Copy, in full, each line of the material that holds the word "index".

────────────────────────────────────────

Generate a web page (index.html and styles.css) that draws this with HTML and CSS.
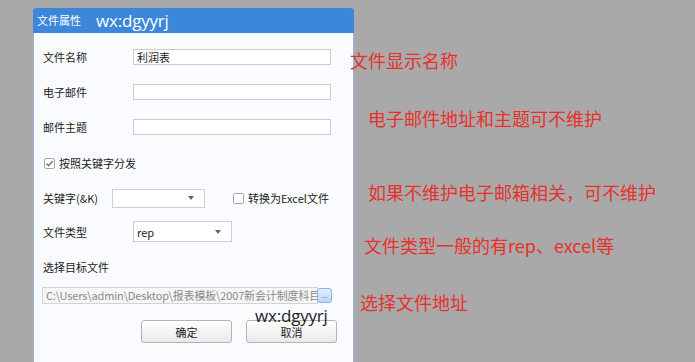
FILE: index.html
```html
<!DOCTYPE html>
<html lang="zh-CN">
<head>
    <meta charset="UTF-8">
    <title>文件属性</title>
    <link rel="stylesheet" href="styles.css">
</head>
<body>
    <div class="desk">
        <div class="dialog">
            <div class="dialog-header">
                <span class="dialog-title">文件属性</span>
                <span class="mark mark-head">wx:dgyyrj</span>
            </div>

            <div class="dialog-body">
                <div class="row">
                    <label class="label">文件名称</label>
                    <div class="input">利润表</div>
                </div>
                <div class="row">
                    <label class="label">电子邮件</label>
                    <div class="input"></div>
                </div>
                <div class="row">
                    <label class="label">邮件主题</label>
                    <div class="input"></div>
                </div>

                <div class="row row-check">
                    <span class="check checked">
                        <svg width="9" height="9" viewBox="0 0 9 9"><path d="M1.5 4.6 L3.6 6.7 L7.6 2.2" fill="none" stroke="#555" stroke-width="1.2"/></svg>
                    </span>
                    <span class="check-text">按照关键字分发</span>
                </div>

                <div class="row row-key">
                    <label class="label label-short">关键字(&amp;K)</label>
                    <div class="combo combo-key">
                        <span class="combo-value"></span>
                        <span class="arrow"></span>
                    </div>
                    <span class="check check-excel"></span>
                    <span class="check-text">转换为Excel文件</span>
                </div>

                <div class="row">
                    <label class="label">文件类型</label>
                    <div class="combo combo-type">
                        <span class="combo-value">rep</span>
                        <span class="arrow"></span>
                    </div>
                </div>

                <div class="row">
                    <label class="label">选择目标文件</label>
                </div>

                <div class="row row-path">
                    <div class="path">C:\Users\admin\Desktop\报表模板\2007新会计制度科目</div>
                    <button class="browse">...</button>
                </div>

                <div class="actions">
                    <button class="btn">确定</button>
                    <button class="btn">取消</button>
                    <span class="mark mark-foot">wx:dgyyrj</span>
                </div>
            </div>
        </div>

        <div class="notes">
            <p class="note note-1">文件显示名称</p>
            <p class="note note-2">电子邮件地址和主题可不维护</p>
            <p class="note note-3">如果不维护电子邮箱相关，可不维护</p>
            <p class="note note-4">文件类型一般的有rep、excel等</p>
            <p class="note note-5">选择文件地址</p>
        </div>
    </div>
</body>
</html>
```

FILE: styles.css
```css
* {
    margin: 0;
    padding: 0;
    box-sizing: border-box;
    font-family: "Noto Sans CJK SC", "Noto Sans", sans-serif;
}

:root {
    --desk-gray: #a9a9a9;
    --header-blue: #3c87da;
    --panel: #f9fbff;
    --line: #c9ced8;
    --text: #222;
    --note-red: #e8302c;
}

body {
    background-color: var(--desk-gray);
    color: var(--text);
    height: 362px;
    overflow: hidden;
}

.desk {
    display: flex;
    padding: 8px 0 0 33px;
}

/* dialog window */
.dialog {
    width: 321px;
    height: 354px;
    flex-shrink: 0;
    background-color: var(--panel);
    border: 1px solid #9fb3d6;
    border-top: none;
    border-bottom: none;
    border-radius: 3px 3px 0 0;
}

.dialog-header {
    height: 25px;
    background-color: var(--header-blue);
    display: flex;
    align-items: center;
    padding-left: 4px;
    border-radius: 3px 3px 0 0;
    margin: 0 -1px;
}

.dialog-title {
    color: #fff;
    font-size: 11px;
    line-height: 1;
}

.mark {
    font-family: "Open Sans", "Noto Sans", sans-serif;
    font-size: 17px;
    line-height: 1;
    letter-spacing: -0.2px;
}

.mark-head {
    color: #fff;
    margin-left: 15px;
    margin-top: -1px;
}

.dialog-body {
    padding: 6px 0 0 9px;
}

.row {
    display: flex;
    align-items: center;
    height: 35px;
    font-size: 11px;
}

.label {
    width: 90px;
    flex-shrink: 0;
    font-size: 11px;
}

.label-short {
    width: 69px;
}

.input {
    width: 198px;
    height: 16px;
    border: 1px solid var(--line);
    background-color: #fff;
    font-size: 11px;
    line-height: 14px;
    padding-left: 3px;
}

/* checkboxes */
.row-check {
    height: 38px;
    padding-left: 1px;
}

.check {
    width: 11px;
    height: 11px;
    border: 1px solid #a6a6a6;
    border-radius: 2px;
    background-color: #fff;
    display: inline-flex;
    align-items: center;
    justify-content: center;
    flex-shrink: 0;
}

.check-text {
    margin-left: 4px;
    font-size: 11px;
}

.check-excel {
    margin-left: 28px;
}

.row-key {
    height: 32px;
}

/* combo boxes */
.combo {
    display: flex;
    align-items: center;
    justify-content: space-between;
    border: 1px solid var(--line);
    background-color: #fff;
    padding: 0 10px 0 3px;
}

.combo-key {
    width: 93px;
    height: 19px;
}

.combo-type {
    width: 99px;
    height: 21px;
}

.combo-value {
    font-size: 11px;
}

.arrow {
    width: 0;
    height: 0;
    border-left: 3px solid transparent;
    border-right: 3px solid transparent;
    border-top: 4px solid #666;
}

/* path picker */
.row-path {
    height: 22px;
    margin-left: -1px;
}

.path {
    width: 276px;
    height: 17px;
    border: 1px solid #cfd3da;
    background-color: #f6f6f6;
    color: #8a8a8a;
    font-size: 11px;
    line-height: 15px;
    padding-left: 3px;
    letter-spacing: -0.15px;
    white-space: nowrap;
    overflow: hidden;
}

.browse {
    width: 15px;
    height: 15px;
    margin-left: -1px;
    border: 1px solid #8fb2e0;
    border-radius: 3px;
    background: linear-gradient(#e3efff, #bcd5f5);
    color: #3a6fb5;
    font-size: 7px;
    line-height: 7px;
    padding: 0;
    cursor: pointer;
}

/* buttons */
.actions {
    position: relative;
    display: flex;
    gap: 14px;
    padding-left: 98px;
    margin-top: 14px;
}

.btn {
    width: 91px;
    height: 23px;
    border: 1px solid #b4b4b4;
    border-radius: 3px;
    background: linear-gradient(#ffffff, #e9e9e9);
    font-size: 11px;
    color: var(--text);
    cursor: pointer;
}

.mark-foot {
    position: absolute;
    left: 212px;
    top: -13px;
    color: #222;
}

/* red annotations */
.notes {
    display: flex;
    flex-direction: column;
    align-items: flex-start;
    padding-top: 40px;
}

.note {
    color: var(--note-red);
    font-size: 18px;
    line-height: 24px;
    white-space: nowrap;
}

.note-1 {
    margin-left: -4px;
}

.note-2 {
    margin-left: 14px;
    margin-top: 34px;
}

.note-3 {
    margin-left: 14px;
    margin-top: 50px;
}

.note-4 {
    margin-left: 10px;
    margin-top: 29px;
}

.note-5 {
    margin-left: 6px;
    margin-top: 33px;
}
```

────────────────────────────────────────

__Response to the task__.
Generate a web page (index.html and styles.css) that draws this with HTML and CSS.
FILE: index.html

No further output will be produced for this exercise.